The data is organized as follows:
- ParticipantID /
- ParticipantID_RoomID_DevicePlacementID_SessionID /
- PolarPositionID_Distance_PolarAngle /
- UtteranceID_DoVAngle_MicChannel
- PolarPositionID_Distance_PolarAngle /
- ParticipantID_RoomID_DevicePlacementID_SessionID /
Karan Ahuja, Andy Kong, Mayank Goel, and Chris Harrison. 2020. Direction-of-Voice (DoV) Estimation for Intuitive Speech Interaction with Smart Devices Ecosystems. In Proceedings of the 33rd Annual ACM Symposium on User Interface Software and Technology (UIST '20). Association for Computing Machinery, New York, NY, USA, 1121–1131. DOI:https://doi.org/10.1145/3379337.3415588
BibTex Reference:
@inproceedings{10.1145/3379337.3415588,
author = {Ahuja, Karan and Kong, Andy and Goel, Mayank and Harrison, Chris},
title = {Direction-of-Voice (DoV) Estimation for Intuitive Speech Interaction with Smart Devices Ecosystems},
year = {2020},
isbn = {9781450375146},
publisher = {Association for Computing Machinery},
address = {New York, NY, USA},
url = {https://doi.org/10.1145/3379337.3415588},
doi = {10.1145/3379337.3415588},
booktitle = {Proceedings of the 33rd Annual ACM Symposium on User Interface Software and Technology},
pages = {1121–1131},
numpages = {11},
keywords = {addressability, speaker orientation, voice interfaces},
location = {Virtual Event, USA},
series = {UIST '20}
}
GPL v 2.0 License file present in repo. Please contact [email protected] if you would like another license for your use.

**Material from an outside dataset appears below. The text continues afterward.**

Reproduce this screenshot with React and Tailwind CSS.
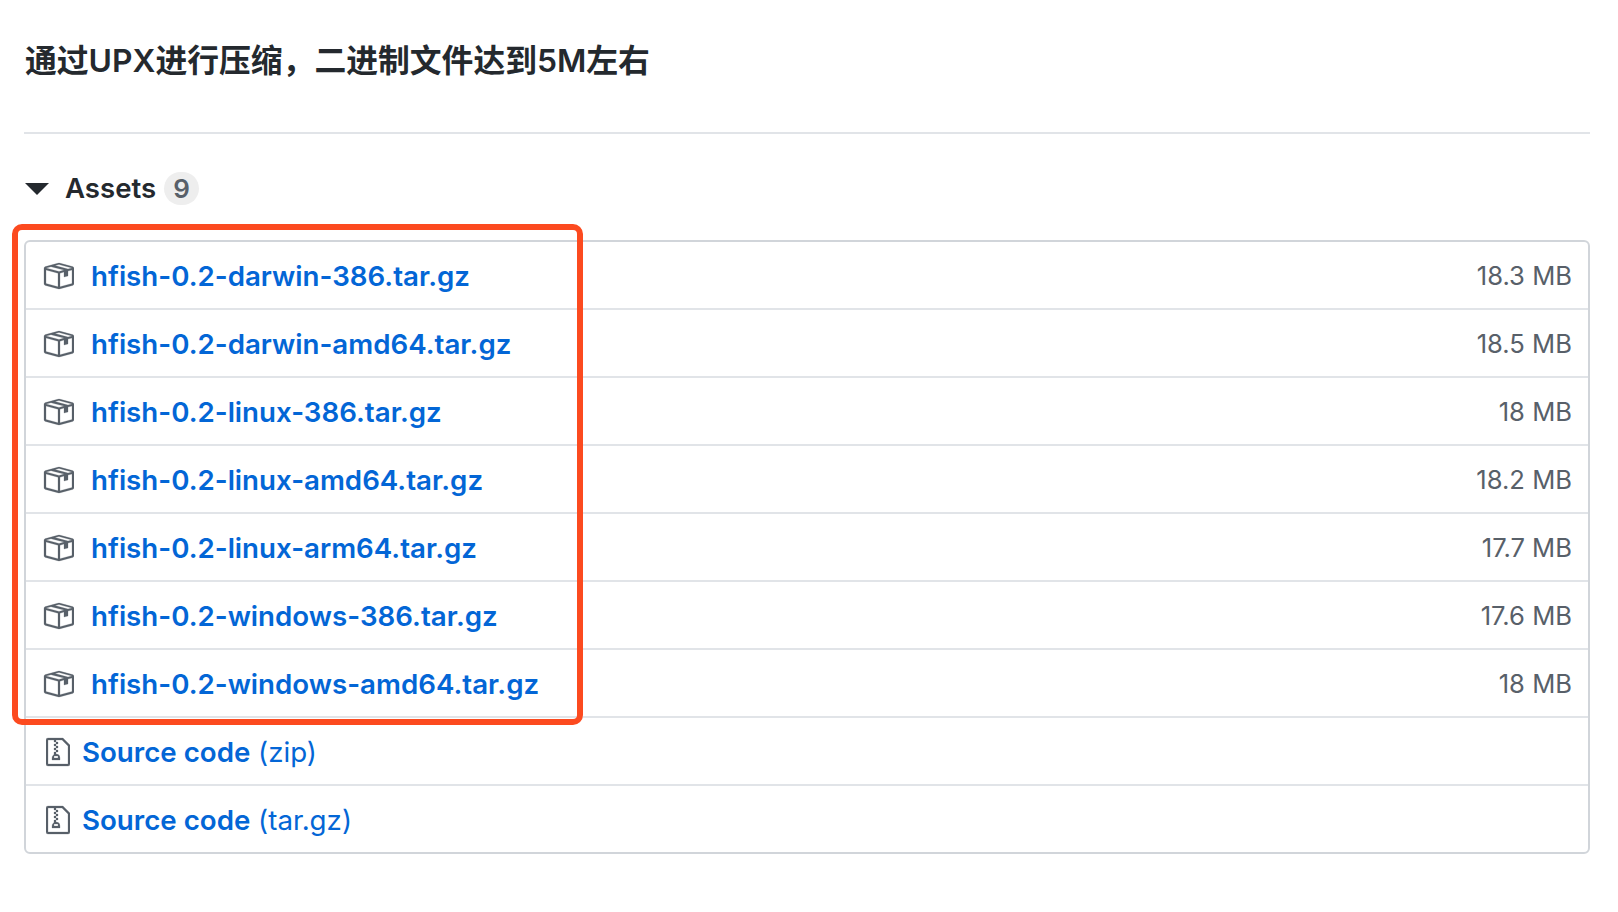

THE PROGRAM IS DISTRIBUTED IN THE HOPE THAT IT WILL BE USEFUL, BUT WITHOUT ANY WARRANTY. IT IS PROVIDED "AS IS" WITHOUT WARRANTY OF ANY KIND, EITHER EXPRESSED OR IMPLIED, INCLUDING, BUT NOT LIMITED TO, THE IMPLIED WARRANTIES OF MERCHANTABILITY AND FITNESS FOR A PARTICULAR PURPOSE. THE ENTIRE RISK AS TO THE QUALITY AND PERFORMANCE OF THE PROGRAM IS WITH YOU. SHOULD THE PROGRAM PROVE DEFECTIVE, YOU ASSUME THE COST OF ALL NECESSARY SERVICING, REPAIR OR CORRECTION.
IN NO EVENT UNLESS REQUIRED BY APPLICABLE LAW THE AUTHOR WILL BE LIABLE TO YOU FOR DAMAGES, INCLUDING ANY GENERAL, SPECIAL, INCIDENTAL OR CONSEQUENTIAL DAMAGES ARISING OUT OF THE USE OR INABILITY TO USE THE PROGRAM (INCLUDING BUT NOT LIMITED TO LOSS OF DATA OR DATA BEING RENDERED INACCURATE OR LOSSES SUSTAINED BY YOU OR THIRD PARTIES OR A FAILURE OF THE PROGRAM TO OPERATE WITH ANY OTHER PROGRAMS), EVEN IF THE AUTHOR HAS BEEN ADVISED OF THE POSSIBILITY OF SUCH DAMAGES.